*Given request*
Leave out any picture and return the remaining listing below exactly as given.
--- Start ---
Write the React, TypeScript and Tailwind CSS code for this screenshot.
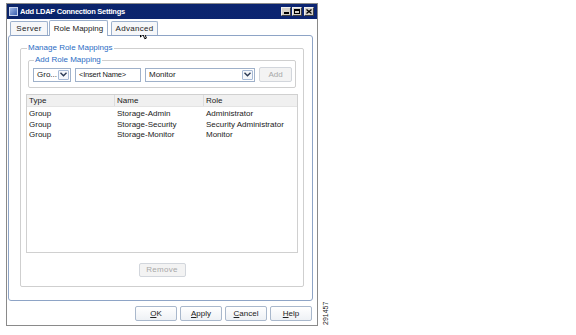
import React from 'react'

const font = { fontFamily: '"Liberation Sans", Arial, sans-serif' }

const ChevronBox = () => (
  <div className="w-[11px] h-[10px] border border-[#a7bad6] rounded-[1px] bg-[#f4f7fb] flex items-center justify-center">
    <svg width="7" height="5" viewBox="0 0 7 5">
      <path d="M0.5 0.8 L3.5 3.8 L6.5 0.8" stroke="#2b3a55" strokeWidth="1.4" fill="none" />
    </svg>
  </div>
)

const Combo = ({ text, w }: { text: string; w: string }) => (
  <div className={`${w} h-[14px] border border-[#9fb1ca] bg-white flex items-center justify-between pl-[3px] pr-[1px]`}>
    <span className="text-[8px] text-[#222] leading-none">{text}</span>
    <ChevronBox />
  </div>
)

const WinButton = ({ children }: { children: React.ReactNode }) => (
  <div className="w-[42px] h-[15px] border border-[#a9b8cc] rounded-[2px] bg-gradient-to-b from-white to-[#eef1f5] flex items-center justify-center text-[8px] text-[#222] leading-none">
    {children}
  </div>
)

const rows = [
  ['Group', 'Storage-Admin', 'Administrator'],
  ['Group', 'Storage-Security', 'Security Administrator'],
  ['Group', 'Storage-Monitor', 'Monitor'],
]

export default function App() {
  return (
    <div className="w-[576px] h-[335px] bg-white relative flex" style={font}>
      <div className="ml-[6px] mt-[3px] w-[312px] h-[323px] border border-[#8a8a8a] flex flex-col bg-white">
        {/* title bar */}
        <div className="h-[15px] bg-gradient-to-r from-[#0a246a] to-[#0c2572] flex items-center pl-[2px] pr-[3px]">
          <div className="w-[9px] h-[9px] bg-gradient-to-br from-[#9fb6e4] to-[#3a5fb0] border border-[#c8d4ee] mr-[2px]" />
          <span className="text-[7.5px] font-bold text-white leading-none tracking-[-0.25px]">Add LDAP Connection Settings</span>
          <div className="ml-auto flex gap-[1px]">
            <div className="w-[10px] h-[9px] bg-[#d4d0c8] border border-[#f0f0f0] border-r-[#404040] border-b-[#404040] flex items-end justify-center pb-[1px]">
              <div className="w-[5px] h-[2px] bg-black" />
            </div>
            <div className="w-[10px] h-[9px] bg-[#d4d0c8] border border-[#f0f0f0] border-r-[#404040] border-b-[#404040] flex items-center justify-center">
              <div className="w-[6px] h-[5px] border border-black border-t-2" />
            </div>
            <div className="w-[10px] h-[9px] bg-[#d4d0c8] border border-[#f0f0f0] border-r-[#404040] border-b-[#404040] flex items-center justify-center ml-[1px]">
              <svg width="6" height="5" viewBox="0 0 6 5">
                <path d="M0.5 0.5 L5.5 4.5 M5.5 0.5 L0.5 4.5" stroke="black" strokeWidth="1.3" />
              </svg>
            </div>
          </div>
        </div>

        <div className="flex-1 flex flex-col pl-[1px] pr-[4px]">
          {/* tabs */}
          <div className="h-[16px] flex items-end pl-[2px] relative z-10">
            <div className="w-[38px] h-[14px] border border-b-0 border-[#9db1cd] rounded-t-[2px] bg-[#f6f7f9] text-[8px] text-[#222] flex items-center justify-center leading-none tracking-[0.3px]">Server</div>
            <div className="w-[59px] h-[16px] ml-[1px] border border-b-0 border-[#9db1cd] rounded-t-[2px] bg-white text-[8px] text-[#222] flex items-center justify-center leading-none -mb-[1px]">Role Mapping</div>
            <div className="w-[47px] h-[14px] ml-[3px] border border-b-0 border-[#9db1cd] rounded-t-[2px] bg-[#f6f7f9] text-[8px] text-[#222] flex items-center justify-center leading-none tracking-[0.3px]">Advanced</div>
          </div>

          {/* tab panel */}
          <div className="flex-1 border border-[#8ea4c6] rounded-[3px] bg-white pl-[11px] pr-[12px] pt-[7px] pb-[13px] flex">
            <fieldset className="flex-1 border border-[#cfcfcf] rounded-[2px] px-[5px] pb-[9px] flex flex-col">
              <legend className="text-[8px] text-[#2a6cc4] leading-[10px] px-[1px] ml-[1px]">Manage Role Mappings</legend>
              <fieldset className="mx-[2px] mt-[2px] border border-[#cfcfcf] rounded-[2px] pl-[4px] pr-[3px] pb-[5px]">
                <legend className="text-[8px] text-[#2a6cc4] leading-[10px] px-[1px] ml-[1px]">Add Role Mapping</legend>
                <div className="flex items-center gap-[4px] mt-[2px]">
                  <Combo text="Gro..." w="w-[38px]" />
                  <div className="w-[66px] h-[14px] border border-[#9fb1ca] bg-white flex items-center pl-[3px] text-[7.5px] text-[#222] leading-none tracking-[-0.2px]">&lt;Insert Name&gt;</div>
                  <Combo text="Monitor" w="w-[110px]" />
                  <div className="w-[33px] h-[15px] border border-[#d2d6dc] rounded-[2px] bg-[#f3f3f3] flex items-center justify-center text-[8px] text-[#a8a8a8] leading-none">Add</div>
                </div>
              </fieldset>

              {/* table */}
              <div className="mt-[6px] h-[159px] border border-[#d0d0d0] bg-white flex flex-col">
                <div className="h-[12px] bg-[#f0f0f0] border-b border-[#e4e4e4] flex text-[8px] text-[#222] leading-none">
                  <div className="w-[88px] pl-[2px] flex items-center border-r border-[#dcdcdc]">Type</div>
                  <div className="w-[89px] pl-[2px] flex items-center border-r border-[#dcdcdc]">Name</div>
                  <div className="flex-1 pl-[2px] flex items-center">Role</div>
                </div>
                <div className="pt-[2px]">
                  {rows.map(r => (
                    <div key={r[1]} className="h-[10.5px] flex items-center text-[8px] text-[#222] leading-none">
                      <div className="w-[88px] pl-[2px]">{r[0]}</div>
                      <div className="w-[89px] pl-[2px]">{r[1]}</div>
                      <div className="flex-1 pl-[2px]">{r[2]}</div>
                    </div>
                  ))}
                </div>
              </div>

              <div className="flex-1 flex items-end justify-center">
                <div className="w-[47px] h-[14px] border border-[#d2d6dc] rounded-[2px] bg-[#f3f3f3] flex items-center justify-center text-[8px] text-[#a8a8a8] leading-none tracking-[0.3px]">Remove</div>
              </div>
            </fieldset>
          </div>

          {/* footer */}
          <div className="h-[24px] flex items-center justify-end gap-[3px] pr-[1px] pt-[1px]">
            <WinButton><span className="underline">O</span>K</WinButton>
            <WinButton><span className="underline">A</span>pply</WinButton>
            <WinButton><span className="underline">C</span>ancel</WinButton>
            <WinButton><span className="underline">H</span>elp</WinButton>
          </div>
        </div>
      </div>

      {/* mouse cursor over Advanced tab */}
      <svg className="absolute left-[140px] top-[26px]" width="9" height="14" viewBox="0 0 9 14">
        <path d="M0.5 0.5 L0.5 11 L3 8.6 L4.8 12.8 L6.4 12.1 L4.7 8 L8 8 Z" fill="white" stroke="black" strokeWidth="1" />
      </svg>

      {/* figure number */}
      <div className="absolute left-[322px] top-[325px] origin-top-left -rotate-90 text-[7px] text-[#222] leading-none whitespace-nowrap">291457</div>
    </div>
  )
}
--- End ---
*The answer*
Write the React, TypeScript and Tailwind CSS code for this screenshot.
import React from 'react'

const font = { fontFamily: '"Liberation Sans", Arial, sans-serif' }

const ChevronBox = () => (
  <div className="w-[11px] h-[10px] border border-[#a7bad6] rounded-[1px] bg-[#f4f7fb] flex items-center justify-center">
    <svg width="7" height="5" viewBox="0 0 7 5">
      <path d="M0.5 0.8 L3.5 3.8 L6.5 0.8" stroke="#2b3a55" strokeWidth="1.4" fill="none" />
    </svg>
  </div>
)

const Combo = ({ text, w }: { text: string; w: string }) => (
  <div className={`${w} h-[14px] border border-[#9fb1ca] bg-white flex items-center justify-between pl-[3px] pr-[1px]`}>
    <span className="text-[8px] text-[#222] leading-none">{text}</span>
    <ChevronBox />
  </div>
)

const WinButton = ({ children }: { children: React.ReactNode }) => (
  <div className="w-[42px] h-[15px] border border-[#a9b8cc] rounded-[2px] bg-gradient-to-b from-white to-[#eef1f5] flex items-center justify-center text-[8px] text-[#222] leading-none">
    {children}
  </div>
)

const rows = [
  ['Group', 'Storage-Admin', 'Administrator'],
  ['Group', 'Storage-Security', 'Security Administrator'],
  ['Group', 'Storage-Monitor', 'Monitor'],
]

export default function App() {
  return (
    <div className="w-[576px] h-[335px] bg-white relative flex" style={font}>
      <div className="ml-[6px] mt-[3px] w-[312px] h-[323px] border border-[#8a8a8a] flex flex-col bg-white">
        {/* title bar */}
        <div className="h-[15px] bg-gradient-to-r from-[#0a246a] to-[#0c2572] flex items-center pl-[2px] pr-[3px]">
          <div className="w-[9px] h-[9px] bg-gradient-to-br from-[#9fb6e4] to-[#3a5fb0] border border-[#c8d4ee] mr-[2px]" />
          <span className="text-[7.5px] font-bold text-white leading-none tracking-[-0.25px]">Add LDAP Connection Settings</span>
          <div className="ml-auto flex gap-[1px]">
            <div className="w-[10px] h-[9px] bg-[#d4d0c8] border border-[#f0f0f0] border-r-[#404040] border-b-[#404040] flex items-end justify-center pb-[1px]">
              <div className="w-[5px] h-[2px] bg-black" />
            </div>
            <div className="w-[10px] h-[9px] bg-[#d4d0c8] border border-[#f0f0f0] border-r-[#404040] border-b-[#404040] flex items-center justify-center">
              <div className="w-[6px] h-[5px] border border-black border-t-2" />
            </div>
            <div className="w-[10px] h-[9px] bg-[#d4d0c8] border border-[#f0f0f0] border-r-[#404040] border-b-[#404040] flex items-center justify-center ml-[1px]">
              <svg width="6" height="5" viewBox="0 0 6 5">
                <path d="M0.5 0.5 L5.5 4.5 M5.5 0.5 L0.5 4.5" stroke="black" strokeWidth="1.3" />
              </svg>
            </div>
          </div>
        </div>

        <div className="flex-1 flex flex-col pl-[1px] pr-[4px]">
          {/* tabs */}
          <div className="h-[16px] flex items-end pl-[2px] relative z-10">
            <div className="w-[38px] h-[14px] border border-b-0 border-[#9db1cd] rounded-t-[2px] bg-[#f6f7f9] text-[8px] text-[#222] flex items-center justify-center leading-none tracking-[0.3px]">Server</div>
            <div className="w-[59px] h-[16px] ml-[1px] border border-b-0 border-[#9db1cd] rounded-t-[2px] bg-white text-[8px] text-[#222] flex items-center justify-center leading-none -mb-[1px]">Role Mapping</div>
            <div className="w-[47px] h-[14px] ml-[3px] border border-b-0 border-[#9db1cd] rounded-t-[2px] bg-[#f6f7f9] text-[8px] text-[#222] flex items-center justify-center leading-none tracking-[0.3px]">Advanced</div>
          </div>

          {/* tab panel */}
          <div className="flex-1 border border-[#8ea4c6] rounded-[3px] bg-white pl-[11px] pr-[12px] pt-[7px] pb-[13px] flex">
            <fieldset className="flex-1 border border-[#cfcfcf] rounded-[2px] px-[5px] pb-[9px] flex flex-col">
              <legend className="text-[8px] text-[#2a6cc4] leading-[10px] px-[1px] ml-[1px]">Manage Role Mappings</legend>
              <fieldset className="mx-[2px] mt-[2px] border border-[#cfcfcf] rounded-[2px] pl-[4px] pr-[3px] pb-[5px]">
                <legend className="text-[8px] text-[#2a6cc4] leading-[10px] px-[1px] ml-[1px]">Add Role Mapping</legend>
                <div className="flex items-center gap-[4px] mt-[2px]">
                  <Combo text="Gro..." w="w-[38px]" />
                  <div className="w-[66px] h-[14px] border border-[#9fb1ca] bg-white flex items-center pl-[3px] text-[7.5px] text-[#222] leading-none tracking-[-0.2px]">&lt;Insert Name&gt;</div>
                  <Combo text="Monitor" w="w-[110px]" />
                  <div className="w-[33px] h-[15px] border border-[#d2d6dc] rounded-[2px] bg-[#f3f3f3] flex items-center justify-center text-[8px] text-[#a8a8a8] leading-none">Add</div>
                </div>
              </fieldset>

              {/* table */}
              <div className="mt-[6px] h-[159px] border border-[#d0d0d0] bg-white flex flex-col">
                <div className="h-[12px] bg-[#f0f0f0] border-b border-[#e4e4e4] flex text-[8px] text-[#222] leading-none">
                  <div className="w-[88px] pl-[2px] flex items-center border-r border-[#dcdcdc]">Type</div>
                  <div className="w-[89px] pl-[2px] flex items-center border-r border-[#dcdcdc]">Name</div>
                  <div className="flex-1 pl-[2px] flex items-center">Role</div>
                </div>
                <div className="pt-[2px]">
                  {rows.map(r => (
                    <div key={r[1]} className="h-[10.5px] flex items-center text-[8px] text-[#222] leading-none">
                      <div className="w-[88px] pl-[2px]">{r[0]}</div>
                      <div className="w-[89px] pl-[2px]">{r[1]}</div>
                      <div className="flex-1 pl-[2px]">{r[2]}</div>
                    </div>
                  ))}
                </div>
              </div>

              <div className="flex-1 flex items-end justify-center">
                <div className="w-[47px] h-[14px] border border-[#d2d6dc] rounded-[2px] bg-[#f3f3f3] flex items-center justify-center text-[8px] text-[#a8a8a8] leading-none tracking-[0.3px]">Remove</div>
              </div>
            </fieldset>
          </div>

          {/* footer */}
          <div className="h-[24px] flex items-center justify-end gap-[3px] pr-[1px] pt-[1px]">
            <WinButton><span className="underline">O</span>K</WinButton>
            <WinButton><span className="underline">A</span>pply</WinButton>
            <WinButton><span className="underline">C</span>ancel</WinButton>
            <WinButton><span className="underline">H</span>elp</WinButton>
          </div>
        </div>
      </div>

      {/* mouse cursor over Advanced tab */}
      <svg className="absolute left-[140px] top-[26px]" width="9" height="14" viewBox="0 0 9 14">
        <path d="M0.5 0.5 L0.5 11 L3 8.6 L4.8 12.8 L6.4 12.1 L4.7 8 L8 8 Z" fill="white" stroke="black" strokeWidth="1" />
      </svg>

      {/* figure number */}
      <div className="absolute left-[322px] top-[325px] origin-top-left -rotate-90 text-[7px] text-[#222] leading-none whitespace-nowrap">291457</div>
    </div>
  )
}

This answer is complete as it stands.